An editorial from the October 25, 2007 Washington Post discusses Joe Biden's theories of race and education:

Biden also stumbled through a discourse on race and education, leaving the impression that he believes one reason that so many District of Columbia schools fail is the city's high minority population. His campaign quickly issued a statement saying he meant to indicate that the disadvantages were based on economic status, not race.

After a lengthy critique of Bush administration education policies, Biden attempted to explain why some schools perform better than others -- in Iowa, for instance, compared with the District. "There's less than 1 percent of the population of Iowa that is African American. There is probably less than 4 or 5 percent that are minorities. What is in Washington? So look, it goes back to what you start off with, what you're dealing with," Biden said. He went on to discuss the importance of parental involvement in reading to children and how "half this education gap exists before the kid steps foot in the classroom."
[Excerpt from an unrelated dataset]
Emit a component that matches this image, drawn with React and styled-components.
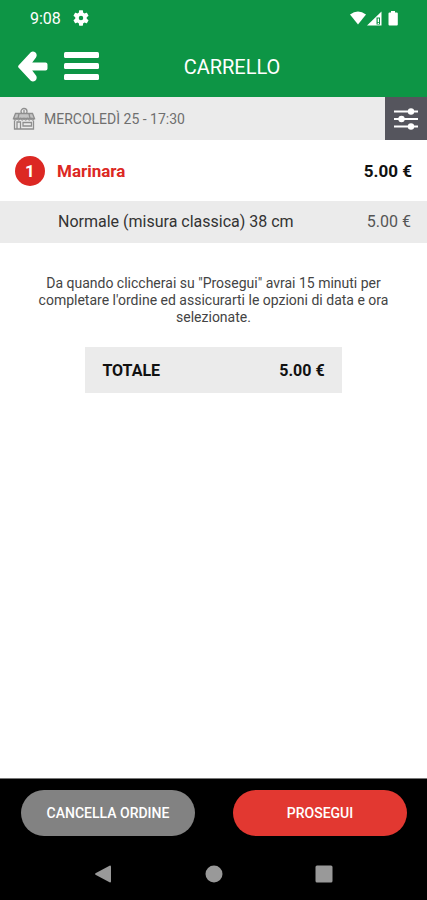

The Biden campaign moved quickly to clarify the senator's remarks in a statement: "This was not a race-based distinction, but a discussion of the problems kids face who don't have the same socio-economic support system (and all that implies -- nutrition, pre K, etc.) entering grade school and the impact of those disadvantages on outcomes."

Huh? He didn't say that the problem of Washington's school was because the kids were poor, but because they were black.

Now, it is sometimes difficult to tease out whether the problems of ghetto blacks are tied to race, or tied to poverty. There are desperately poor whites in America as well, and they have serious problems too. Sometimes, it is difficult for social scientists to gather data that lets them compare equivalent populations. Where do you find large groups of poor whites living in crowding, substandard housing in an urban area? You get the problem that social scientists call collinearity, which makes it difficult to figure out whether the characteristics of a group are because of race, because of poverty, or perhaps some other factor.

As an example: blacks are very disproportionately violent criminals (usually against other blacks). But because blacks are, on average, much younger than whites, and violent crime is strongly correlated with youth, you may be seeing a consequence of there being a disproportionate percentage of blacks in the peak violent crime years. You may be seeing the consequences of limited job opportunities, or of racism. I've long suspected that lead paint exposure may be a factor as well, since lead poisoning increases aggression and causes retardation, and blacks are disproportionately in older urban centers where there is still a lot of lead paint. There is probably some connection to the absence of fathers; black families have been shattered far more than white families, and again, it is difficult to tease out the exact causes.

Unless the evidence is very clear that race really is the determining factor (for example, sickle cell anemia), it is highly questionable, and incredibly bad politics, to assume that race determines this. Biden isn't too bright, I'm guessing.